[Start]

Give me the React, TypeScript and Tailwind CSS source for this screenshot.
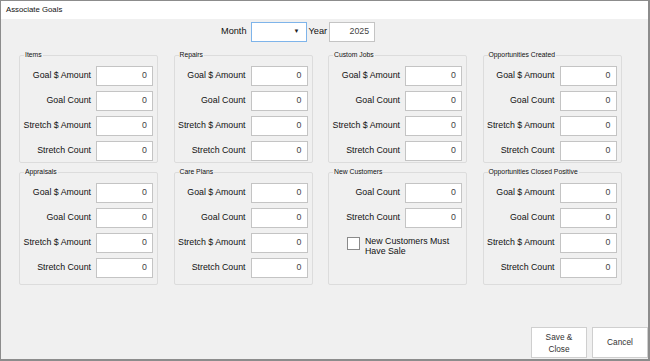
import {useState} from "react";

type Group = {
    title: string;
    fields: string[];
    checkbox?: string;
};

const topGroups: Group[] = [
    {title: "Items", fields: ["Goal $ Amount", "Goal Count", "Stretch $ Amount", "Stretch Count"]},
    {title: "Repairs", fields: ["Goal $ Amount", "Goal Count", "Stretch $ Amount", "Stretch Count"]},
    {title: "Custom Jobs", fields: ["Goal $ Amount", "Goal Count", "Stretch $ Amount", "Stretch Count"]},
    {title: "Opportunities Created", fields: ["Goal $ Amount", "Goal Count", "Stretch $ Amount", "Stretch Count"]},
];

const bottomGroups: Group[] = [
    {title: "Appraisals", fields: ["Goal $ Amount", "Goal Count", "Stretch $ Amount", "Stretch Count"]},
    {title: "Care Plans", fields: ["Goal $ Amount", "Goal Count", "Stretch $ Amount", "Stretch Count"]},
    {title: "New Customers", fields: ["Goal Count", "Stretch Count"], checkbox: "New Customers Must Have Sale"},
    {title: "Opportunities Closed Positive", fields: ["Goal $ Amount", "Goal Count", "Stretch $ Amount", "Stretch Count"]},
];

function FieldRow({label}: {label: string}) {
    return (
        <div className="flex items-center justify-end gap-[5px]">
            <span className="text-[8.8px] text-[#111] whitespace-nowrap">{label}</span>
            <div className="w-[57px] h-[20px] bg-white border border-[#c4c4c4] flex items-center justify-end pr-[5px] text-[8.8px] text-[#444]">
                0
            </div>
        </div>
    );
}

function GroupBox({group, tall}: {group: Group; tall: boolean}) {
    const [checked, setChecked] = useState(false);
    return (
        <fieldset className={`min-w-0 border border-[#dcdcdc] rounded-[2px] ${tall ? "h-[119px] pt-[5px]" : "h-[114px] pt-[5px]"} pr-[4px]`}>
            <legend className="ml-[4px] px-[1px] text-[6.8px] leading-[12px] text-[#111] whitespace-nowrap">{group.title}</legend>
            <div className="flex flex-col gap-[5px]">
                {group.fields.map((f) => (
                    <FieldRow key={f} label={f}/>
                ))}
                {group.checkbox && (
                    <label className="flex items-start gap-[5px] pl-[18px] pt-[3px] cursor-pointer" onClick={() => setChecked(!checked)}>
                        <span className="w-[13px] h-[13px] mt-[1px] bg-white border border-[#8a8a8a] flex items-center justify-center text-[9px] leading-none shrink-0">
                            {checked ? "✓" : ""}
                        </span>
                        <span className="text-[8.8px] leading-[10px] text-[#111] w-[96px]">{group.checkbox}</span>
                    </label>
                )}
            </div>
        </fieldset>
    );
}

function App() {
    return (
        <div className="w-[650px] h-[361px] flex flex-col border-l border-t border-r-2 border-b-2 border-[#8c8c8c] bg-[#f0f0f0] font-['Liberation_Sans',Arial,sans-serif] overflow-hidden">
            <div className="h-[18px] bg-white flex items-center pl-[5px] text-[7.8px] text-[#111] shrink-0">
                Associate Goals
            </div>
            <div className="flex-1 flex flex-col pl-[18px]">
                <div className="flex items-center mt-[2px] h-[21px] pl-[202px]">
                    <span className="text-[9.2px] text-[#111] mr-[4px]">Month</span>
                    <div className="w-[56px] h-[20px] bg-white border border-[#7eb4ea] flex items-center justify-end pr-[6px] text-[6px] text-[#222]">
                        ▼
                    </div>
                    <span className="text-[9.2px] text-[#111] ml-[2px] mr-[2px]">Year</span>
                    <div className="w-[46px] h-[20px] bg-white border border-[#c4c4c4] flex items-center justify-end pr-[5px] text-[8.8px] text-[#444]">
                        2025
                    </div>
                </div>
                <div className="grid grid-cols-[repeat(4,139px)] gap-x-[15.5px] mt-[7px]">
                    {topGroups.map((g) => (
                        <GroupBox key={g.title} group={g} tall={false}/>
                    ))}
                </div>
                <div className="grid grid-cols-[repeat(4,139px)] gap-x-[15.5px] mt-[3px]">
                    {bottomGroups.map((g) => (
                        <GroupBox key={g.title} group={g} tall={true}/>
                    ))}
                </div>
                <div className="flex-1 flex items-end justify-end gap-[5px] pb-[1px]">
                    <button className="w-[56px] h-[31px] bg-white border border-[#cfcfcf] text-[8.3px] leading-[12px] text-[#333]">
                        Save &amp;<br/>Close
                    </button>
                    <button className="w-[56px] h-[31px] bg-white border border-[#cfcfcf] text-[8.3px] text-[#333]">
                        Cancel
                    </button>
                </div>
            </div>
        </div>
    );
}

export default App;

[End]

**To be done**
Reproduce the data verbatim. Do not carry any picture into the copy.

**Answer in full**
Give me the React, TypeScript and Tailwind CSS source for this screenshot.
import {useState} from "react";

type Group = {
    title: string;
    fields: string[];
    checkbox?: string;
};

const topGroups: Group[] = [
    {title: "Items", fields: ["Goal $ Amount", "Goal Count", "Stretch $ Amount", "Stretch Count"]},
    {title: "Repairs", fields: ["Goal $ Amount", "Goal Count", "Stretch $ Amount", "Stretch Count"]},
    {title: "Custom Jobs", fields: ["Goal $ Amount", "Goal Count", "Stretch $ Amount", "Stretch Count"]},
    {title: "Opportunities Created", fields: ["Goal $ Amount", "Goal Count", "Stretch $ Amount", "Stretch Count"]},
];

const bottomGroups: Group[] = [
    {title: "Appraisals", fields: ["Goal $ Amount", "Goal Count", "Stretch $ Amount", "Stretch Count"]},
    {title: "Care Plans", fields: ["Goal $ Amount", "Goal Count", "Stretch $ Amount", "Stretch Count"]},
    {title: "New Customers", fields: ["Goal Count", "Stretch Count"], checkbox: "New Customers Must Have Sale"},
    {title: "Opportunities Closed Positive", fields: ["Goal $ Amount", "Goal Count", "Stretch $ Amount", "Stretch Count"]},
];

function FieldRow({label}: {label: string}) {
    return (
        <div className="flex items-center justify-end gap-[5px]">
            <span className="text-[8.8px] text-[#111] whitespace-nowrap">{label}</span>
            <div className="w-[57px] h-[20px] bg-white border border-[#c4c4c4] flex items-center justify-end pr-[5px] text-[8.8px] text-[#444]">
                0
            </div>
        </div>
    );
}

function GroupBox({group, tall}: {group: Group; tall: boolean}) {
    const [checked, setChecked] = useState(false);
    return (
        <fieldset className={`min-w-0 border border-[#dcdcdc] rounded-[2px] ${tall ? "h-[119px] pt-[5px]" : "h-[114px] pt-[5px]"} pr-[4px]`}>
            <legend className="ml-[4px] px-[1px] text-[6.8px] leading-[12px] text-[#111] whitespace-nowrap">{group.title}</legend>
            <div className="flex flex-col gap-[5px]">
                {group.fields.map((f) => (
                    <FieldRow key={f} label={f}/>
                ))}
                {group.checkbox && (
                    <label className="flex items-start gap-[5px] pl-[18px] pt-[3px] cursor-pointer" onClick={() => setChecked(!checked)}>
                        <span className="w-[13px] h-[13px] mt-[1px] bg-white border border-[#8a8a8a] flex items-center justify-center text-[9px] leading-none shrink-0">
                            {checked ? "✓" : ""}
                        </span>
                        <span className="text-[8.8px] leading-[10px] text-[#111] w-[96px]">{group.checkbox}</span>
                    </label>
                )}
            </div>
        </fieldset>
    );
}

function App() {
    return (
        <div className="w-[650px] h-[361px] flex flex-col border-l border-t border-r-2 border-b-2 border-[#8c8c8c] bg-[#f0f0f0] font-['Liberation_Sans',Arial,sans-serif] overflow-hidden">
            <div className="h-[18px] bg-white flex items-center pl-[5px] text-[7.8px] text-[#111] shrink-0">
                Associate Goals
            </div>
            <div className="flex-1 flex flex-col pl-[18px]">
                <div className="flex items-center mt-[2px] h-[21px] pl-[202px]">
                    <span className="text-[9.2px] text-[#111] mr-[4px]">Month</span>
                    <div className="w-[56px] h-[20px] bg-white border border-[#7eb4ea] flex items-center justify-end pr-[6px] text-[6px] text-[#222]">
                        ▼
                    </div>
                    <span className="text-[9.2px] text-[#111] ml-[2px] mr-[2px]">Year</span>
                    <div className="w-[46px] h-[20px] bg-white border border-[#c4c4c4] flex items-center justify-end pr-[5px] text-[8.8px] text-[#444]">
                        2025
                    </div>
                </div>
                <div className="grid grid-cols-[repeat(4,139px)] gap-x-[15.5px] mt-[7px]">
                    {topGroups.map((g) => (
                        <GroupBox key={g.title} group={g} tall={false}/>
                    ))}
                </div>
                <div className="grid grid-cols-[repeat(4,139px)] gap-x-[15.5px] mt-[3px]">
                    {bottomGroups.map((g) => (
                        <GroupBox key={g.title} group={g} tall={true}/>
                    ))}
                </div>
                <div className="flex-1 flex items-end justify-end gap-[5px] pb-[1px]">
                    <button className="w-[56px] h-[31px] bg-white border border-[#cfcfcf] text-[8.3px] leading-[12px] text-[#333]">
                        Save &amp;<br/>Close
                    </button>
                    <button className="w-[56px] h-[31px] bg-white border border-[#cfcfcf] text-[8.3px] text-[#333]">
                        Cancel
                    </button>
                </div>
            </div>
        </div>
    );
}

export default App;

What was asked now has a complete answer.